■ WHAT THIS TASK INVOLVES ■
Leave the pictures out, and retype all of the material exactly as written.

■ GIVEN ENTRIES ■
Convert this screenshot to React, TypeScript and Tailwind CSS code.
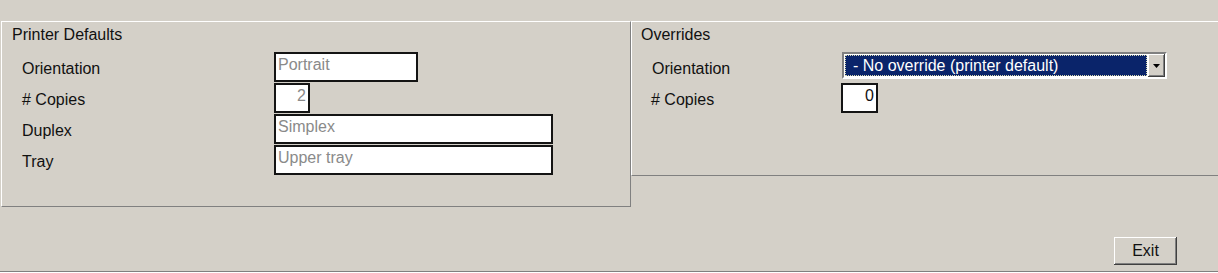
import React from "react";

const sunken = "border-2 border-[#141414] bg-white";

const Label = ({ children }: { children: React.ReactNode }) => (
  <div className="leading-[18px] text-[#111]">{children}</div>
);

const Field = ({ value, width, right }: { value: string; width: string; right?: boolean }) => (
  <div
    className={`${sunken} ${width} h-[30px] px-[2px] pt-[2px] leading-[18px] text-[#8a8a8a] ${right ? "text-right" : "text-left"}`}
  >
    {value}
  </div>
);

export default function App() {
  return (
    <div
      className="flex h-[273px] w-[1218px] flex-col overflow-hidden bg-[#d4d0c8] text-[16px] text-black"
      style={{ fontFamily: '"Liberation Sans", Arial, sans-serif' }}
    >
      <div className="h-[21px] shrink-0" />

      <div className="flex items-start">
        {/* Printer Defaults */}
        <section className="ml-[1px] h-[186px] w-[630px] shrink-0 border-t border-l border-t-white border-l-white border-r border-b border-r-[#808080] border-b-[#808080]">
          <div className="h-[30px] pl-[10px] pt-[4px] leading-[18px] text-[#111]">Printer Defaults</div>
          <div className="flex flex-col gap-[1px]">
            {[
              { label: "Orientation", value: "Portrait", width: "w-[144px]" },
              { label: "# Copies", value: "2", width: "w-[36px]", right: true },
              { label: "Duplex", value: "Simplex", width: "w-[279px]" },
              { label: "Tray", value: "Upper tray", width: "w-[279px]" },
            ].map((r) => (
              <div key={r.label} className="flex h-[30px] items-center">
                <div className="w-[272px] pl-[20px] pt-[4px]">
                  <Label>{r.label}</Label>
                </div>
                <Field value={r.value} width={r.width} right={r.right} />
              </div>
            ))}
          </div>
        </section>

        {/* Overrides */}
        <section className="h-[155px] flex-1 border-t border-l border-t-white border-l-white border-b border-b-[#808080]">
          <div className="h-[30px] pl-[9px] pt-[4px] leading-[18px] text-[#111]">Overrides</div>
          <div className="flex flex-col">
            <div className="flex h-[31px] items-start">
              <div className="w-[210px] pl-[20px] pt-[8px]">
                <Label>Orientation</Label>
              </div>
              <div className="flex h-[27px] w-[325px] border-2 border-t-[#808080] border-l-[#808080] border-b-white border-r-white">
                <div className="flex flex-1 bg-white">
                  <div className="m-[1px] flex flex-1 items-center border border-dotted border-[#d8d8b0] bg-[#0a246a] pl-[7px] leading-[18px] text-white">
                    - No override (printer default)
                  </div>
                </div>
                <div className="flex w-[17px] items-center justify-center bg-[#d4d0c8] shadow-[inset_-1px_-1px_#404040,inset_1px_1px_#fff,inset_-2px_-2px_#808080]">
                  <svg width="7" height="4" viewBox="0 0 7 4">
                    <path d="M0 0h7L3.5 4z" fill="#000" />
                  </svg>
                </div>
              </div>
            </div>
            <div className="flex h-[31px] items-start">
              <div className="w-[209px] pl-[19px] pt-[8px]">
                <Label># Copies</Label>
              </div>
              <Field value="0" width="w-[37px] !text-[#111]" right />
            </div>
          </div>
        </section>
      </div>

      <div className="flex flex-1 items-end justify-end pb-[6px] pr-[41px]">
        <button className="h-[28px] w-[63px] bg-[#d4d0c8] leading-[18px] text-[#111] shadow-[inset_-1px_-1px_#404040,inset_1px_1px_#fff,inset_-2px_-2px_#808080]">
          Exit
        </button>
      </div>
      <div className="h-[2px] shrink-0 border-t border-t-[#808080] border-b border-b-white" />
    </div>
  );
}
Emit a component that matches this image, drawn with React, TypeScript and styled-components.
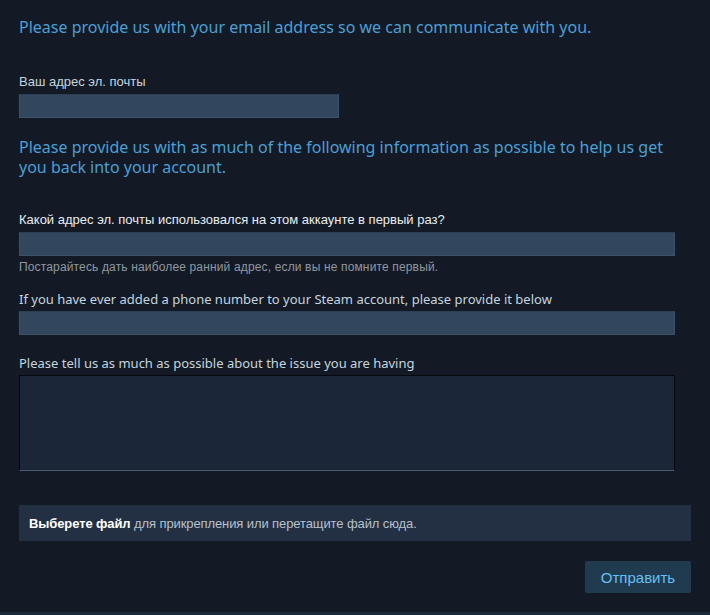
import React from "react";
import styled, { createGlobalStyle } from "styled-components";

const Global = createGlobalStyle`
  html, body { margin: 0; padding: 0; background: #131a25; }
  body { font-family: "Liberation Sans", Arial, sans-serif; }
  * { box-sizing: border-box; }
`;

const Page = styled.div`
  width: 710px;
  height: 615px;
  background: #131a25;
  display: flex;
  flex-direction: column;
  border-bottom: 3px solid #1b2a3a;
`;

const Content = styled.div`
  flex: 1;
  padding: 17px 19px 0 19px;
  display: flex;
  flex-direction: column;
`;

const Intro = styled.p<{ $mt?: number }>`
  margin: ${(p) => p.$mt ?? 0}px 0 0 0;
  color: #4b9fd5;
  font-family: "Noto Sans", "Liberation Sans", sans-serif;
  font-size: 16px;
  line-height: 20px;
  padding-right: 20px;
`;

const Field = styled.div<{ $mt: number }>`
  margin-top: ${(p) => p.$mt}px;
  display: flex;
  flex-direction: column;
`;

const Label = styled.label<{ $latin?: boolean; $bold?: boolean }>`
  color: ${(p) => (p.$bold ? "#e8edf1" : "#c6d4df")};
  font-family: ${(p) =>
    p.$latin ? `"Noto Sans", "Liberation Sans", sans-serif` : `"Liberation Sans", Arial, sans-serif`};
  font-size: 13px;
  line-height: 14px;
  margin-bottom: 5px;
`;

const Input = styled.input<{ $w: number }>`
  width: ${(p) => p.$w}px;
  height: 24px;
  background: #32465e;
  border: 1px solid #3b526b;
  border-top-color: #2c3f55;
  outline: none;
  color: #fff;
  padding: 0 6px;
`;

const Hint = styled.div`
  color: #8f98a0;
  font-size: 12px;
  line-height: 13px;
  letter-spacing: 0.15px;
  margin-top: 5px;
`;

const TextArea = styled.textarea`
  width: 656px;
  height: 96px;
  background: #1b2638;
  border: 1px solid #05080c;
  border-bottom: 1px solid #4a5a6e;
  resize: none;
  outline: none;
  color: #fff;
`;

const DropZone = styled.div`
  margin-top: 34px;
  height: 36px;
  background: #233043;
  display: flex;
  align-items: center;
  padding: 0 10px;
  font-size: 13px;
  letter-spacing: -0.1px;
  color: #b6c1cb;
`;

const Strong = styled.span`
  color: #ffffff;
  font-weight: bold;
`;

const Actions = styled.div`
  margin-top: 20px;
  display: flex;
  justify-content: flex-end;
`;

const SubmitButton = styled.button`
  width: 106px;
  height: 32px;
  background: #203b50;
  border: none;
  border-radius: 2px;
  color: #66c0f4;
  font-family: "Liberation Sans", Arial, sans-serif;
  font-size: 15px;
  cursor: pointer;
`;

export default function App() {
  return (
    <>
      <Global />
      <Page>
        <Content>
          <Intro>Please provide us with your email address so we can communicate with you.</Intro>
          <Field $mt={38}>
            <Label>Ваш адрес эл. почты</Label>
            <Input $w={320} />
          </Field>
          <Intro $mt={19}>
            Please provide us with as much of the following information as possible to help us get you back into your account.
          </Intro>
          <Field $mt={36}>
            <Label $bold>Какой адрес эл. почты использовался на этом аккаунте в первый раз?</Label>
            <Input $w={656} />
            <Hint>Постарайтесь дать наиболее ранний адрес, если вы не помните первый.</Hint>
          </Field>
          <Field $mt={18}>
            <Label $latin>If you have ever added a phone number to your Steam account, please provide it below</Label>
            <Input $w={656} />
          </Field>
          <Field $mt={21}>
            <Label $latin>Please tell us as much as possible about the issue you are having</Label>
            <TextArea />
          </Field>
          <DropZone>
            <Strong>Выберете файл</Strong>&nbsp;для прикрепления или перетащите файл сюда.
          </DropZone>
          <Actions>
            <SubmitButton>Отправить</SubmitButton>
          </Actions>
        </Content>
      </Page>
    </>
  );
}
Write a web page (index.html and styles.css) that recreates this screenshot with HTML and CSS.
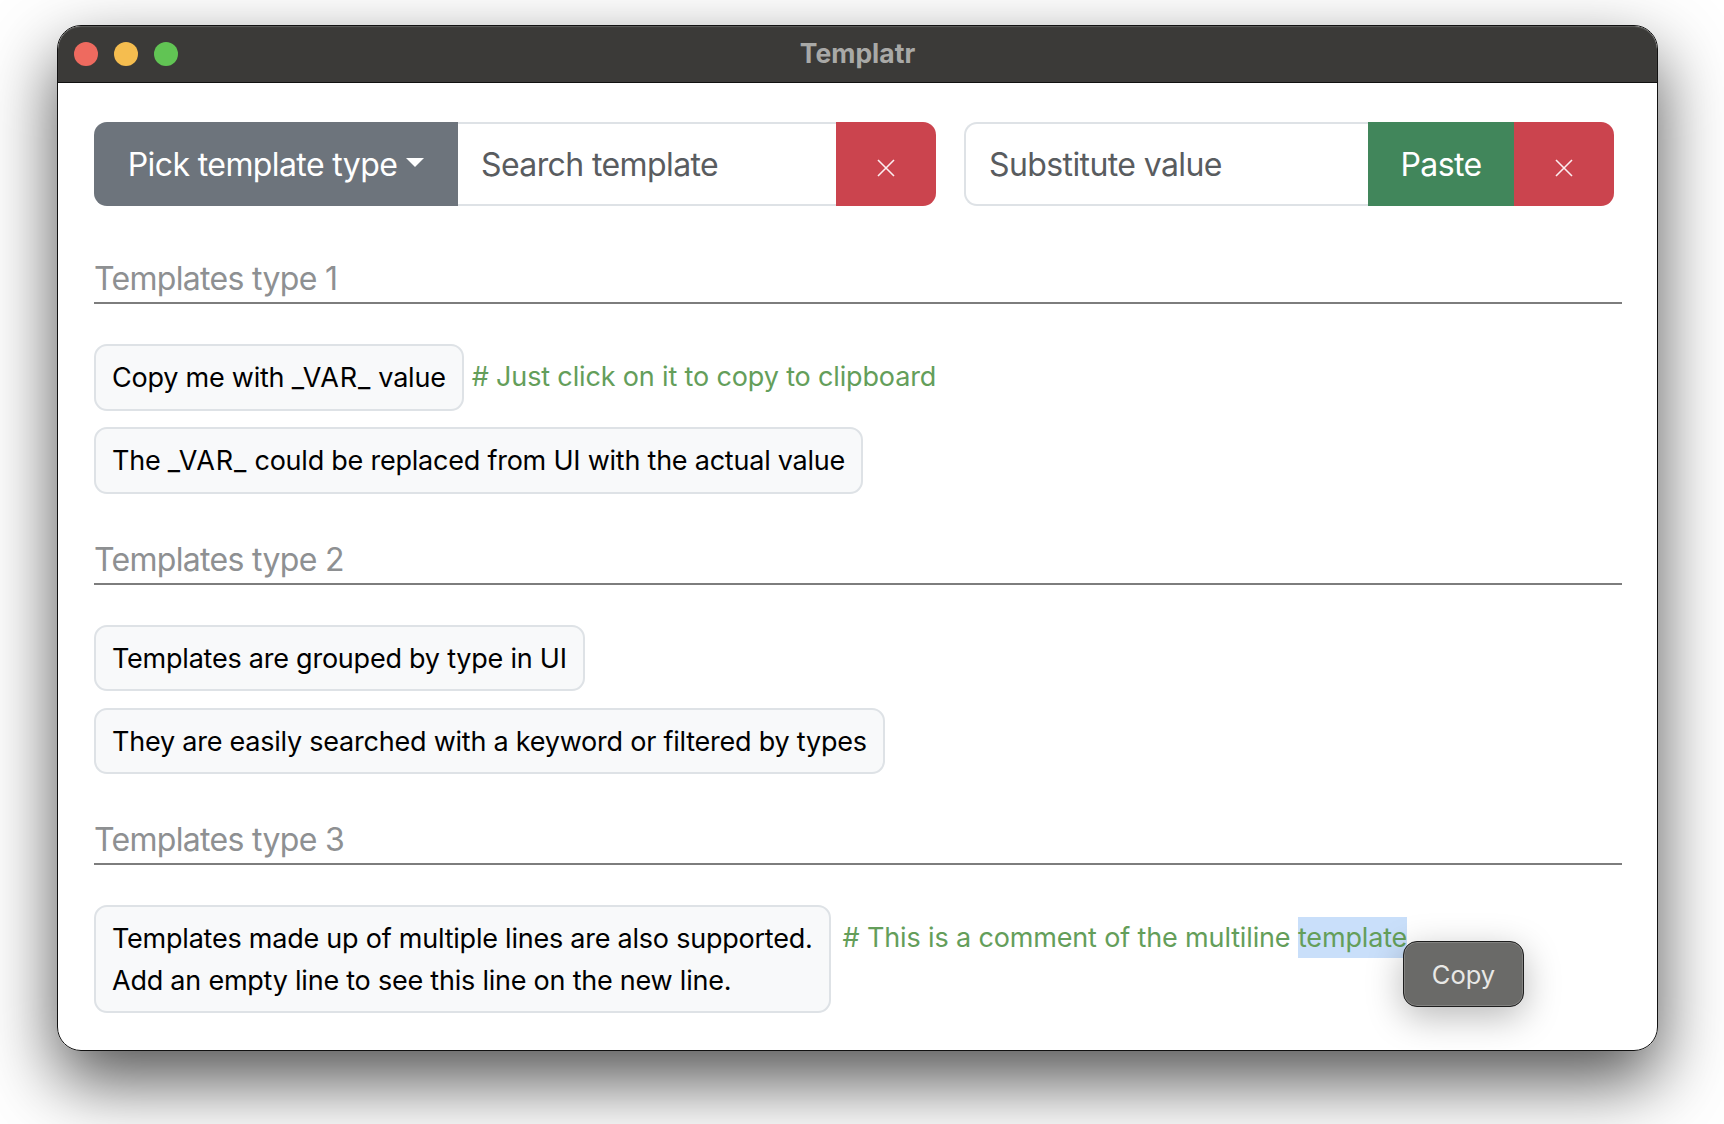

■ EXERCISE OUTPUT ■
Convert this screenshot to React, TypeScript and Tailwind CSS code.
import React from "react";

const sunken = "border-2 border-[#141414] bg-white";

const Label = ({ children }: { children: React.ReactNode }) => (
  <div className="leading-[18px] text-[#111]">{children}</div>
);

const Field = ({ value, width, right }: { value: string; width: string; right?: boolean }) => (
  <div
    className={`${sunken} ${width} h-[30px] px-[2px] pt-[2px] leading-[18px] text-[#8a8a8a] ${right ? "text-right" : "text-left"}`}
  >
    {value}
  </div>
);

export default function App() {
  return (
    <div
      className="flex h-[273px] w-[1218px] flex-col overflow-hidden bg-[#d4d0c8] text-[16px] text-black"
      style={{ fontFamily: '"Liberation Sans", Arial, sans-serif' }}
    >
      <div className="h-[21px] shrink-0" />

      <div className="flex items-start">
        {/* Printer Defaults */}
        <section className="ml-[1px] h-[186px] w-[630px] shrink-0 border-t border-l border-t-white border-l-white border-r border-b border-r-[#808080] border-b-[#808080]">
          <div className="h-[30px] pl-[10px] pt-[4px] leading-[18px] text-[#111]">Printer Defaults</div>
          <div className="flex flex-col gap-[1px]">
            {[
              { label: "Orientation", value: "Portrait", width: "w-[144px]" },
              { label: "# Copies", value: "2", width: "w-[36px]", right: true },
              { label: "Duplex", value: "Simplex", width: "w-[279px]" },
              { label: "Tray", value: "Upper tray", width: "w-[279px]" },
            ].map((r) => (
              <div key={r.label} className="flex h-[30px] items-center">
                <div className="w-[272px] pl-[20px] pt-[4px]">
                  <Label>{r.label}</Label>
                </div>
                <Field value={r.value} width={r.width} right={r.right} />
              </div>
            ))}
          </div>
        </section>

        {/* Overrides */}
        <section className="h-[155px] flex-1 border-t border-l border-t-white border-l-white border-b border-b-[#808080]">
          <div className="h-[30px] pl-[9px] pt-[4px] leading-[18px] text-[#111]">Overrides</div>
          <div className="flex flex-col">
            <div className="flex h-[31px] items-start">
              <div className="w-[210px] pl-[20px] pt-[8px]">
                <Label>Orientation</Label>
              </div>
              <div className="flex h-[27px] w-[325px] border-2 border-t-[#808080] border-l-[#808080] border-b-white border-r-white">
                <div className="flex flex-1 bg-white">
                  <div className="m-[1px] flex flex-1 items-center border border-dotted border-[#d8d8b0] bg-[#0a246a] pl-[7px] leading-[18px] text-white">
                    - No override (printer default)
                  </div>
                </div>
                <div className="flex w-[17px] items-center justify-center bg-[#d4d0c8] shadow-[inset_-1px_-1px_#404040,inset_1px_1px_#fff,inset_-2px_-2px_#808080]">
                  <svg width="7" height="4" viewBox="0 0 7 4">
                    <path d="M0 0h7L3.5 4z" fill="#000" />
                  </svg>
                </div>
              </div>
            </div>
            <div className="flex h-[31px] items-start">
              <div className="w-[209px] pl-[19px] pt-[8px]">
                <Label># Copies</Label>
              </div>
              <Field value="0" width="w-[37px] !text-[#111]" right />
            </div>
          </div>
        </section>
      </div>

      <div className="flex flex-1 items-end justify-end pb-[6px] pr-[41px]">
        <button className="h-[28px] w-[63px] bg-[#d4d0c8] leading-[18px] text-[#111] shadow-[inset_-1px_-1px_#404040,inset_1px_1px_#fff,inset_-2px_-2px_#808080]">
          Exit
        </button>
      </div>
      <div className="h-[2px] shrink-0 border-t border-t-[#808080] border-b border-b-white" />
    </div>
  );
}
Emit a component that matches this image, drawn with React, TypeScript and styled-components.
import React from "react";
import styled, { createGlobalStyle } from "styled-components";

const Global = createGlobalStyle`
  html, body { margin: 0; padding: 0; background: #131a25; }
  body { font-family: "Liberation Sans", Arial, sans-serif; }
  * { box-sizing: border-box; }
`;

const Page = styled.div`
  width: 710px;
  height: 615px;
  background: #131a25;
  display: flex;
  flex-direction: column;
  border-bottom: 3px solid #1b2a3a;
`;

const Content = styled.div`
  flex: 1;
  padding: 17px 19px 0 19px;
  display: flex;
  flex-direction: column;
`;

const Intro = styled.p<{ $mt?: number }>`
  margin: ${(p) => p.$mt ?? 0}px 0 0 0;
  color: #4b9fd5;
  font-family: "Noto Sans", "Liberation Sans", sans-serif;
  font-size: 16px;
  line-height: 20px;
  padding-right: 20px;
`;

const Field = styled.div<{ $mt: number }>`
  margin-top: ${(p) => p.$mt}px;
  display: flex;
  flex-direction: column;
`;

const Label = styled.label<{ $latin?: boolean; $bold?: boolean }>`
  color: ${(p) => (p.$bold ? "#e8edf1" : "#c6d4df")};
  font-family: ${(p) =>
    p.$latin ? `"Noto Sans", "Liberation Sans", sans-serif` : `"Liberation Sans", Arial, sans-serif`};
  font-size: 13px;
  line-height: 14px;
  margin-bottom: 5px;
`;

const Input = styled.input<{ $w: number }>`
  width: ${(p) => p.$w}px;
  height: 24px;
  background: #32465e;
  border: 1px solid #3b526b;
  border-top-color: #2c3f55;
  outline: none;
  color: #fff;
  padding: 0 6px;
`;

const Hint = styled.div`
  color: #8f98a0;
  font-size: 12px;
  line-height: 13px;
  letter-spacing: 0.15px;
  margin-top: 5px;
`;

const TextArea = styled.textarea`
  width: 656px;
  height: 96px;
  background: #1b2638;
  border: 1px solid #05080c;
  border-bottom: 1px solid #4a5a6e;
  resize: none;
  outline: none;
  color: #fff;
`;

const DropZone = styled.div`
  margin-top: 34px;
  height: 36px;
  background: #233043;
  display: flex;
  align-items: center;
  padding: 0 10px;
  font-size: 13px;
  letter-spacing: -0.1px;
  color: #b6c1cb;
`;

const Strong = styled.span`
  color: #ffffff;
  font-weight: bold;
`;

const Actions = styled.div`
  margin-top: 20px;
  display: flex;
  justify-content: flex-end;
`;

const SubmitButton = styled.button`
  width: 106px;
  height: 32px;
  background: #203b50;
  border: none;
  border-radius: 2px;
  color: #66c0f4;
  font-family: "Liberation Sans", Arial, sans-serif;
  font-size: 15px;
  cursor: pointer;
`;

export default function App() {
  return (
    <>
      <Global />
      <Page>
        <Content>
          <Intro>Please provide us with your email address so we can communicate with you.</Intro>
          <Field $mt={38}>
            <Label>Ваш адрес эл. почты</Label>
            <Input $w={320} />
          </Field>
          <Intro $mt={19}>
            Please provide us with as much of the following information as possible to help us get you back into your account.
          </Intro>
          <Field $mt={36}>
            <Label $bold>Какой адрес эл. почты использовался на этом аккаунте в первый раз?</Label>
            <Input $w={656} />
            <Hint>Постарайтесь дать наиболее ранний адрес, если вы не помните первый.</Hint>
          </Field>
          <Field $mt={18}>
            <Label $latin>If you have ever added a phone number to your Steam account, please provide it below</Label>
            <Input $w={656} />
          </Field>
          <Field $mt={21}>
            <Label $latin>Please tell us as much as possible about the issue you are having</Label>
            <TextArea />
          </Field>
          <DropZone>
            <Strong>Выберете файл</Strong>&nbsp;для прикрепления или перетащите файл сюда.
          </DropZone>
          <Actions>
            <SubmitButton>Отправить</SubmitButton>
          </Actions>
        </Content>
      </Page>
    </>
  );
}
Write a web page (index.html and styles.css) that recreates this screenshot with HTML and CSS.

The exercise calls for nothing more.